L'initiative émane du très influent ambassadeur de Chine à Djibouti, Hu Bin, soutenu par un noyau de dirigeants proches de Xi Jinping et appuyé par le directeur de l'agence spatiale chinoise, Zhang Kejian. Cependant, la proposition présentée aux plus hautes autorités de Djibouti a été canalisée par deux groupes d'affaires privés chinois. Le premier est le groupe Touchroad International Holding, qui exploite des mines à Djibouti depuis plus de 20 ans.
C'est le président de Touchroad, Liehui He, qui a présenté en juin dernier au président Ismail Omar Guelleh, au Premier ministre Abdoulkader Kamil Mohamed et à un groupe d'ambassadeurs des pays d'Afrique de l'Est les grandes lignes d'une initiative dont l'investissement dépasse le milliard de dollars. La deuxième entreprise chinoise impliquée dans le projet est Hong Kong Aerospace Technology Group (HKATG), qui fournit la composante technologique.
Les termes de la lettre d'intention en MoU (Memorandum of Understanding) que les deux sociétés privées ont signé avec l'Etat de Djibouti "détaillent les responsabilités de chaque partie", confirme Aboubakar Hassan, secrétaire général du ministère de l'Enseignement supérieur et de la Recherche, département au sein duquel se déroulent les activités spatiales. Les entreprises chinoises seront chargées de veiller au bon déroulement du projet et à la réalisation des infrastructures nécessaires.
Les trois partenaires ont formé une entreprise commune qui sera responsable de l'exploitation des services de lancement de satellites vers l'orbite terrestre basse et moyenne pendant 30 ans, ainsi que des programmes de satellites dérivés du projet. Sur un site d'un peu plus de 10 kilomètres carrés, il est prévu de construire pas moins de sept rampes de lancement - chinoises, étatiques et privées, bien sûr - et trois bancs d'essai de moteurs-fusées, dont les performances restent secrètes.
Une position privilégiée pour l'accès à l'espace
Mais ce n'est pas tout. Il y a aussi toutes les infrastructures associées.
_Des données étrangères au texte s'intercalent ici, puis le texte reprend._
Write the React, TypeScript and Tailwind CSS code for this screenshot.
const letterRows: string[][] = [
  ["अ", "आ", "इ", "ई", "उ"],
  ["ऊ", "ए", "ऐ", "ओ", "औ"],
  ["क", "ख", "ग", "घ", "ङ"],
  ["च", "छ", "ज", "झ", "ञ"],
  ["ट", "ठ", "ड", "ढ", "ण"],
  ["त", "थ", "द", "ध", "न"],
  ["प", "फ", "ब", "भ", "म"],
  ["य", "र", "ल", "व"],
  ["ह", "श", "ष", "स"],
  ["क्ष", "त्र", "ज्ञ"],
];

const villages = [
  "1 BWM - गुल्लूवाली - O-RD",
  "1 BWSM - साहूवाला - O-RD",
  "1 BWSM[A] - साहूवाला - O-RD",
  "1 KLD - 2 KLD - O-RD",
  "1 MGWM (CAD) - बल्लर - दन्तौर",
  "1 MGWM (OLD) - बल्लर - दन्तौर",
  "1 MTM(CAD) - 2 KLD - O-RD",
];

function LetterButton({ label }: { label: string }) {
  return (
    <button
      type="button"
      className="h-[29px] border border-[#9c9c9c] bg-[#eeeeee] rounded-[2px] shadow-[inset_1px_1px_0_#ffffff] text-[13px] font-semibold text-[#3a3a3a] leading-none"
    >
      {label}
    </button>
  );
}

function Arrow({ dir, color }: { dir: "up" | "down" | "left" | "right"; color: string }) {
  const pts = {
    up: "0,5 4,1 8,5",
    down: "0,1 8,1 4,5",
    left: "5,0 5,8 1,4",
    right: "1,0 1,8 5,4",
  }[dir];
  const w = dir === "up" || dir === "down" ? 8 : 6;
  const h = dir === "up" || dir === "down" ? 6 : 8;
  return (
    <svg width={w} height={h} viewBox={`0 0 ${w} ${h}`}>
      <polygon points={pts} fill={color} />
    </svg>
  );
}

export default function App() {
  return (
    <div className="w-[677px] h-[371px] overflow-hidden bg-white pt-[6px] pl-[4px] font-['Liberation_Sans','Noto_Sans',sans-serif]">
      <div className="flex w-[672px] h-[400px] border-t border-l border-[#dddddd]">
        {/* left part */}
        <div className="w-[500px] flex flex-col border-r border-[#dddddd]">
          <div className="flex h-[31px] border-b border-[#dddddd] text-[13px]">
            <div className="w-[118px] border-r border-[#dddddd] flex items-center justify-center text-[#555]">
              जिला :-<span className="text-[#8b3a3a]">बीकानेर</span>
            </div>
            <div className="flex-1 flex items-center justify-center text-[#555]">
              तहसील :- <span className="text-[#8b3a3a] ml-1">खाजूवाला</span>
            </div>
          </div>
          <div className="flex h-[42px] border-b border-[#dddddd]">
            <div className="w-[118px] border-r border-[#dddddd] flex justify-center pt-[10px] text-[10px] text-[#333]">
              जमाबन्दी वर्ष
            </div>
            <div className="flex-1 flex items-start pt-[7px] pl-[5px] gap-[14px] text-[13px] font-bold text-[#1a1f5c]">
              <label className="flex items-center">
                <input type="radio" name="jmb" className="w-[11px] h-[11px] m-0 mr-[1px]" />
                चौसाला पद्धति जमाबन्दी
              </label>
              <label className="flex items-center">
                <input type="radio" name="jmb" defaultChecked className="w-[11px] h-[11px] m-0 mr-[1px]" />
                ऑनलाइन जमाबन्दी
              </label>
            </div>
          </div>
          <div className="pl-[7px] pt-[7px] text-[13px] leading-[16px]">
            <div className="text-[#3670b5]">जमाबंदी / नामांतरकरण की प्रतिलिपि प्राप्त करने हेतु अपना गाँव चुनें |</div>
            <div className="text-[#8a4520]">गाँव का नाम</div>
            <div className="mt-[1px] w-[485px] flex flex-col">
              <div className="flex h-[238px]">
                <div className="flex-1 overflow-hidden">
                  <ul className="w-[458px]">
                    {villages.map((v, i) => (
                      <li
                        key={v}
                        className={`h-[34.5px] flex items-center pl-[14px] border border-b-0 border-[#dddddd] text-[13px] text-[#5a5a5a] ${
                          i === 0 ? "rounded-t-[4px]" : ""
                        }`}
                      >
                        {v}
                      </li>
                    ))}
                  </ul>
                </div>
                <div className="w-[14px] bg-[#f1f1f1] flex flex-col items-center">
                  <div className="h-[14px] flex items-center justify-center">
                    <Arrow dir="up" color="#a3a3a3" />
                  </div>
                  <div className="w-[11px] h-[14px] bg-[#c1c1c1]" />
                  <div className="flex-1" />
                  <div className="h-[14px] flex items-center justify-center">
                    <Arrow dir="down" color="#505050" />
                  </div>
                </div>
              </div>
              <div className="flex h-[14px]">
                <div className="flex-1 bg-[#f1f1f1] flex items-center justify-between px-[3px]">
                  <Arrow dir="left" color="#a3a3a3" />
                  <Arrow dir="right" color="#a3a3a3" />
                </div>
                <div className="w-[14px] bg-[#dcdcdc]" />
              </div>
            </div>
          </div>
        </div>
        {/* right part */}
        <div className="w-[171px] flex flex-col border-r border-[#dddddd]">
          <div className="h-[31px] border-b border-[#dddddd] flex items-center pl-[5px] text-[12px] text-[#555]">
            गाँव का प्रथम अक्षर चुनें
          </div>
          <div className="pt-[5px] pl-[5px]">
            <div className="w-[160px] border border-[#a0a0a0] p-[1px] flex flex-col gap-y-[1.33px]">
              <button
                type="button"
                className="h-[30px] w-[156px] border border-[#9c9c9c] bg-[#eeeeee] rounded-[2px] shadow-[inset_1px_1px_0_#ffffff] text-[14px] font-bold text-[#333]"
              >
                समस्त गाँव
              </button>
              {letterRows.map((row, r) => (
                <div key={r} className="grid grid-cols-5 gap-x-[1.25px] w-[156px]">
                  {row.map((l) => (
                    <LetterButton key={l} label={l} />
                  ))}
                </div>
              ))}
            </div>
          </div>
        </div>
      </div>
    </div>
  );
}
Par exemple, un aéroport, une installation portuaire, des bâtiments pour l'intégration des lanceurs et des satellites, deux centrales électriques, des dépôts de carburant, une usine de dessalement, le réseau routier intérieur et les routes reliant la base spatiale à la capitale du pays. Des antennes et des bâtiments pour surveiller et contrôler les missions qui seront mises en orbite seront également inclus.
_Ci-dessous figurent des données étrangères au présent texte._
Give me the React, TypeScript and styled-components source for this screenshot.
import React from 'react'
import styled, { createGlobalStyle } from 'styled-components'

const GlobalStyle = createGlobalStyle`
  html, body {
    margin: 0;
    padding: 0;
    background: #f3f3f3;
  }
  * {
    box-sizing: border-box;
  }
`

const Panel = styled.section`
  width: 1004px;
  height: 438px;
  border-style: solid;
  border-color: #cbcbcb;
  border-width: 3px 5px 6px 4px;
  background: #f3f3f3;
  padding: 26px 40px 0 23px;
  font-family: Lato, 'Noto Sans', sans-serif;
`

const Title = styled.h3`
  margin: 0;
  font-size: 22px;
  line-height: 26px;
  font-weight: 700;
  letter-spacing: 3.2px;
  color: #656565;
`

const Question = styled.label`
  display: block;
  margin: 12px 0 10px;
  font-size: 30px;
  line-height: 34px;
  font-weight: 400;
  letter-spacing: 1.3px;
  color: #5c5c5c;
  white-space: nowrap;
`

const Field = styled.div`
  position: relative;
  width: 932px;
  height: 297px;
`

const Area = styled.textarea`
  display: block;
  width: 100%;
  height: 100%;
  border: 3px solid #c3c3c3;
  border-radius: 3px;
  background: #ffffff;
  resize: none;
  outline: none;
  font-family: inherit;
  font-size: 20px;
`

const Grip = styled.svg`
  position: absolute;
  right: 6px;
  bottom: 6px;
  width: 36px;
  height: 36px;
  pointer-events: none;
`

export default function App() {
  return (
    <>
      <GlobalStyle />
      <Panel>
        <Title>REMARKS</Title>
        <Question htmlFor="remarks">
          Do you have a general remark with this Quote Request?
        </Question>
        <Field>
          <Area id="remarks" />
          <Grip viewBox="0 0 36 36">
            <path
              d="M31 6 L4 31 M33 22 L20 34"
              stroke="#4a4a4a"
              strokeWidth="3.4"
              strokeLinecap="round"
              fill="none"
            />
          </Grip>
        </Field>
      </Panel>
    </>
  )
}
Pourquoi à Djibouti ? Les raisons pour lesquelles Xi Jinping a approuvé l'installation d'une base de lancement spatial commercial dans un pays africain ont d'abord soulevé de nombreuses questions au sein de la communauté internationale. Mais il est clair que les autorités politiques de Pékin, ses stratèges et les techniciens de son agence spatiale, avant de soumettre la décision au président chinois, ont mûrement réfléchi leur pari risqué.
Djibouti n'est pas menacé par des groupes terroristes djihadistes ou des guérillas anti-gouvernementales. Son taux de criminalité est faible et son niveau de développement limité suffit à maintenir la paix sociale au sein de sa population, ce qui se traduit par une stabilité politique enviée par ses voisins.
Du point de vue de l'accès à l'espace, la zone où les ingénieurs chinois envisagent de construire la nouvelle base de lancement est une région - Obock - située près du 12e parallèle, une position géographique plus avantageuse que le centre spatial chinois de Wenchang, situé près du 19e parallèle, à l'extrême sud de la Chine. Des vitesses d'ascension plus élevées peuvent être atteintes à partir d'Obock qu'à partir de Wenchang pour placer la même quantité de charge utile en orbite.
D'autres facteurs jouent en faveur de Djibouti. Le climat y est désertique, avec peu de précipitations, ce qui facilite l'observation des lancements. Surtout, les relations bilatérales sont amicales et stables, sur les plans politique, militaire et économique.
Par exemple, des entreprises chinoises ont financé et construit la ligne de chemin de fer électrifiée reliant Addis-Abeba, la capitale de l'Éthiopie, au port de Djibouti. Une dépense de près de 4 milliards de dollars que Pékin doit récupérer. Le président de l'Assemblée nationale de Djibouti, Dileita Mohamed Dileita, a d'ailleurs effectué une visite de cinq jours en Chine fin janvier, où il a rencontré les principales autorités du pays.